I know it would be more work, but I think you should ask four questions of the finalists of a bunch of contests, in this order:

● What is the next tool you need to buy for your workshop?

● If you had $25-$100 spare, what tool would you buy "just because" (go browse a catalogue if it helps to answer this)?

● What is your dream tool?

● What is the general theme of your workshop (woodwork, electronics, none)?

--------------------

Having said that, I would like to "one up" my tools. Drill -> pillar drill, hacksaw -> grinder, coping saw -> scroll saw, jig saw -> band saw, a larger vice etc.

A new portable workbench would be nice.

Kiteman Kiteman3 years ago

I forgot to answer my own questions:

● A heat gun.

● An axe and a parang

● A laser cutter

● Generalist.

bwrussell3 years ago

I think the bigger bench-top tools are what people tend to not have.

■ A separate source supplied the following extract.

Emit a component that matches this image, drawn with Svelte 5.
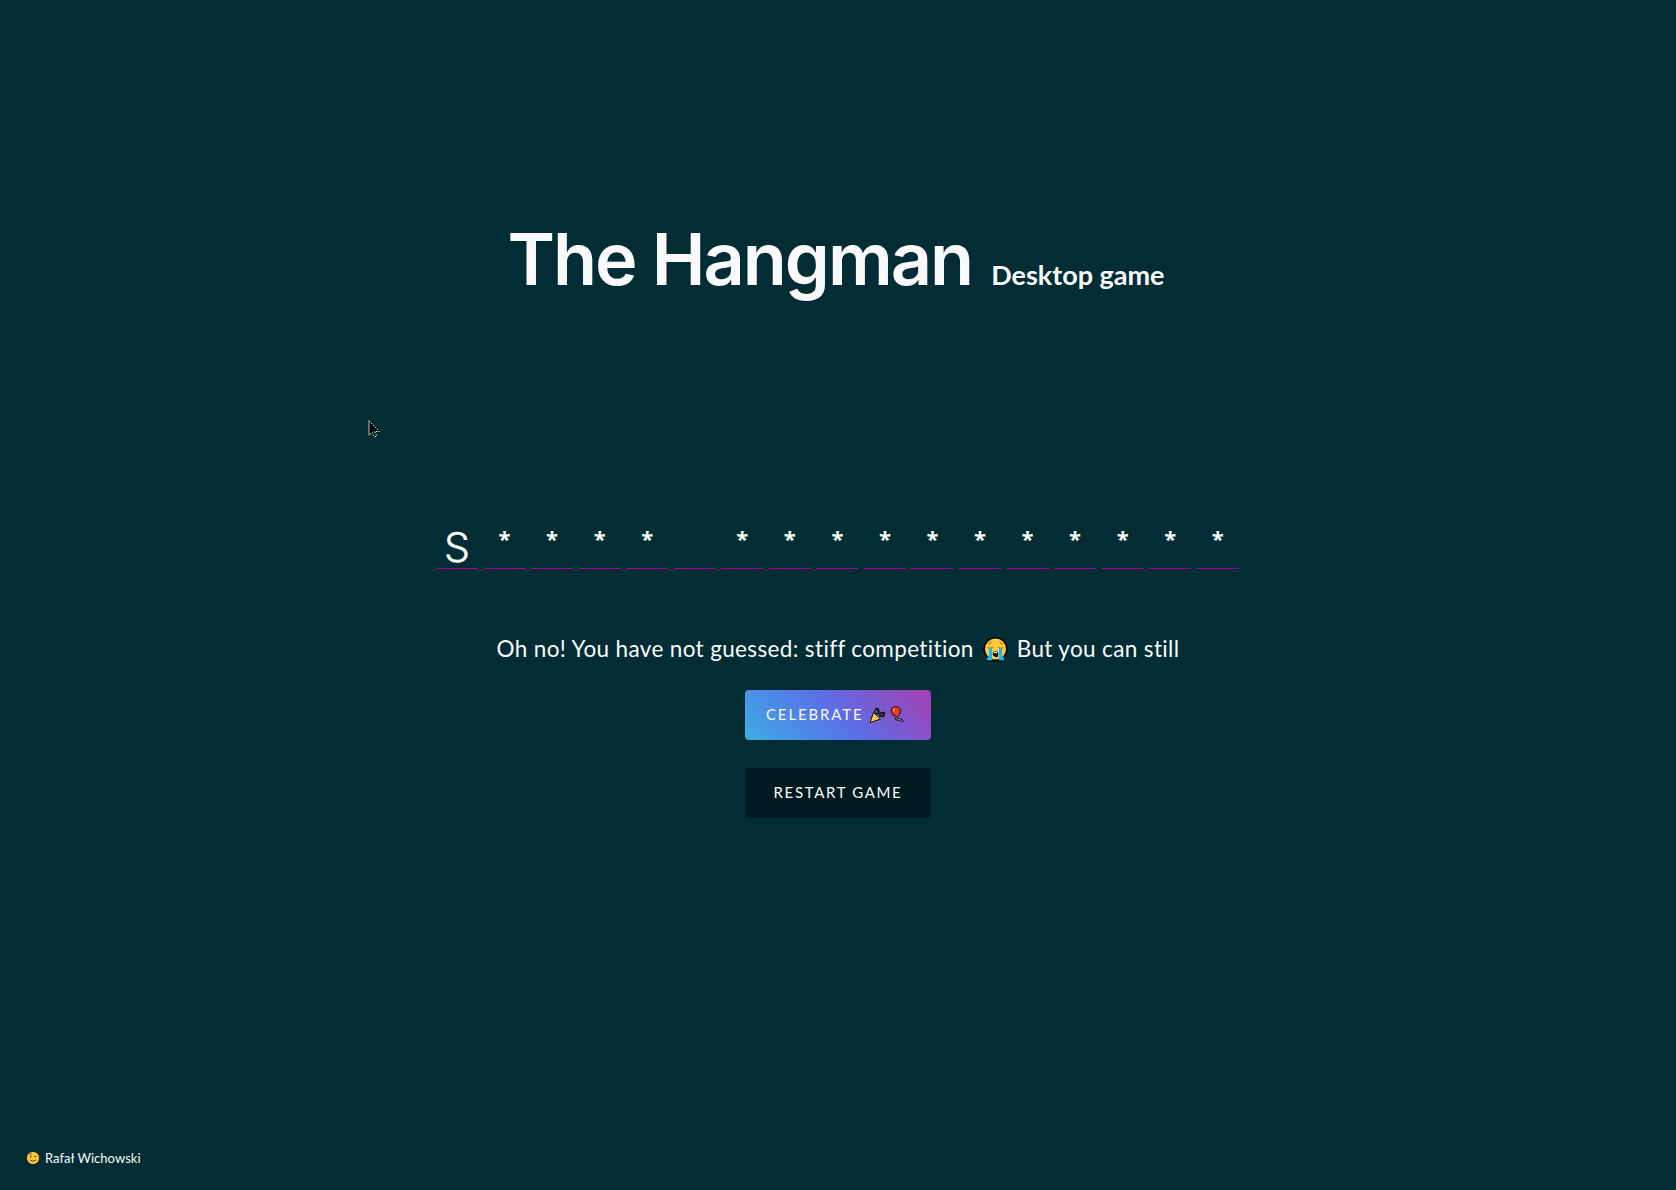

Bench top drill presses, quality vices, wood lathes, band saws, routers, scroll saws. etc. Things that are useful but typically not entirely necessary make good prizes. I can drill holes with my cordless so I can't justify a press right now but it would be really nice and handy to have. Things like that.

The one tool that I never knew I couldn't live without is an automatic center punch. Small and simple but once you've used one you'll never want to drill a hole without it.

Triclaw3 years ago

a good general work shop

a self healing cutting mat with measure marks

craft knife

tin snips

wire cutter/stripper

hot/low temp glue gun

soldering iron with stand

neo magnets

needle nose pliers

set of screwdrivers

hammer

vise with anvil block

rotary tool with press stand

ban-aids

super glue

paint brushes

set of metric/standard sockets

locking utility knife

a bucket

assortment of sand paper

tape, electric ,masking , duct

radio

scissors,

measuring tape

19 volt drill

this is a good starter set up can make most projects with this

avoid plastic clamps, dollar store tape and glue, battery operated screwdriver,

If you want to get prizes for a contest then get gift cards to places like Granger. Then people can buy what they need. It's better to buy tools as you need them then to build up a bunch of tools you never use.